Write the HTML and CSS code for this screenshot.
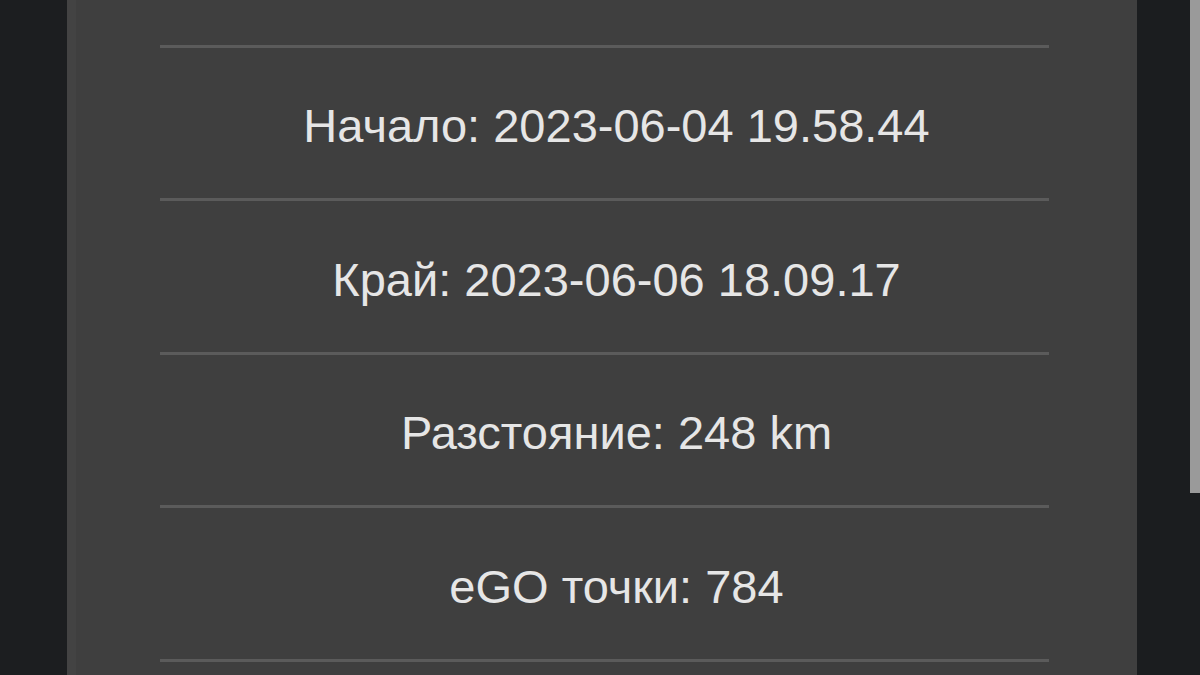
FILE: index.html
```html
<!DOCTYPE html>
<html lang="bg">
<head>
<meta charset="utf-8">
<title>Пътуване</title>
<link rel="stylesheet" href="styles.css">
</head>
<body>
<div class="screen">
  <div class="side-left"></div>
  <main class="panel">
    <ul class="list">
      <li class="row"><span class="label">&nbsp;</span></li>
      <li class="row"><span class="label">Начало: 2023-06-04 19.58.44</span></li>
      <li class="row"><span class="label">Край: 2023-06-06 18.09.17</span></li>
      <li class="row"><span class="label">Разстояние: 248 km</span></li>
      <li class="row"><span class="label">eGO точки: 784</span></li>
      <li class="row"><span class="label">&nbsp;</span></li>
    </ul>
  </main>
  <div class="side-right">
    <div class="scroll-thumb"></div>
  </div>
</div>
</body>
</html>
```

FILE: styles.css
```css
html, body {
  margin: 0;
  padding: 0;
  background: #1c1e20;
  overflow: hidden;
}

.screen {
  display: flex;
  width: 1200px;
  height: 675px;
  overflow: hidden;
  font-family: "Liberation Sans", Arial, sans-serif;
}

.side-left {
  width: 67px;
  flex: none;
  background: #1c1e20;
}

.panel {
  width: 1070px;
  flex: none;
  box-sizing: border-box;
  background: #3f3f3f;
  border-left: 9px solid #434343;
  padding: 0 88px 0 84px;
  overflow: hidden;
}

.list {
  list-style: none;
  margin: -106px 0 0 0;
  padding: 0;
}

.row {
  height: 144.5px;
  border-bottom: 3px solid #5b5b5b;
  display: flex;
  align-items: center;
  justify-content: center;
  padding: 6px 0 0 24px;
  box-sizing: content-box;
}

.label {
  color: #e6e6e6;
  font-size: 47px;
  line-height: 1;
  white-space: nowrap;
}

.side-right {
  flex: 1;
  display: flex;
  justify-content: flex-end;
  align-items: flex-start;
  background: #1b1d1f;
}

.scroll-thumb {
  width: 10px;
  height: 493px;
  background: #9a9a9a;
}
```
□ □ □
* **Stated problem**
Transcribe the listing above verbatim. Omit the pictures.

* **Solution to this exercise**
Write the HTML and CSS code for this screenshot.
FILE: index.html
```html
<!DOCTYPE html>
<html lang="bg">
<head>
<meta charset="utf-8">
<title>Пътуване</title>
<link rel="stylesheet" href="styles.css">
</head>
<body>
<div class="screen">
  <div class="side-left"></div>
  <main class="panel">
    <ul class="list">
      <li class="row"><span class="label">&nbsp;</span></li>
      <li class="row"><span class="label">Начало: 2023-06-04 19.58.44</span></li>
      <li class="row"><span class="label">Край: 2023-06-06 18.09.17</span></li>
      <li class="row"><span class="label">Разстояние: 248 km</span></li>
      <li class="row"><span class="label">eGO точки: 784</span></li>
      <li class="row"><span class="label">&nbsp;</span></li>
    </ul>
  </main>
  <div class="side-right">
    <div class="scroll-thumb"></div>
  </div>
</div>
</body>
</html>
```

FILE: styles.css
```css
html, body {
  margin: 0;
  padding: 0;
  background: #1c1e20;
  overflow: hidden;
}

.screen {
  display: flex;
  width: 1200px;
  height: 675px;
  overflow: hidden;
  font-family: "Liberation Sans", Arial, sans-serif;
}

.side-left {
  width: 67px;
  flex: none;
  background: #1c1e20;
}

.panel {
  width: 1070px;
  flex: none;
  box-sizing: border-box;
  background: #3f3f3f;
  border-left: 9px solid #434343;
  padding: 0 88px 0 84px;
  overflow: hidden;
}

.list {
  list-style: none;
  margin: -106px 0 0 0;
  padding: 0;
}

.row {
  height: 144.5px;
  border-bottom: 3px solid #5b5b5b;
  display: flex;
  align-items: center;
  justify-content: center;
  padding: 6px 0 0 24px;
  box-sizing: content-box;
}

.label {
  color: #e6e6e6;
  font-size: 47px;
  line-height: 1;
  white-space: nowrap;
}

.side-right {
  flex: 1;
  display: flex;
  justify-content: flex-end;
  align-items: flex-start;
  background: #1b1d1f;
}

.scroll-thumb {
  width: 10px;
  height: 493px;
  background: #9a9a9a;
}
```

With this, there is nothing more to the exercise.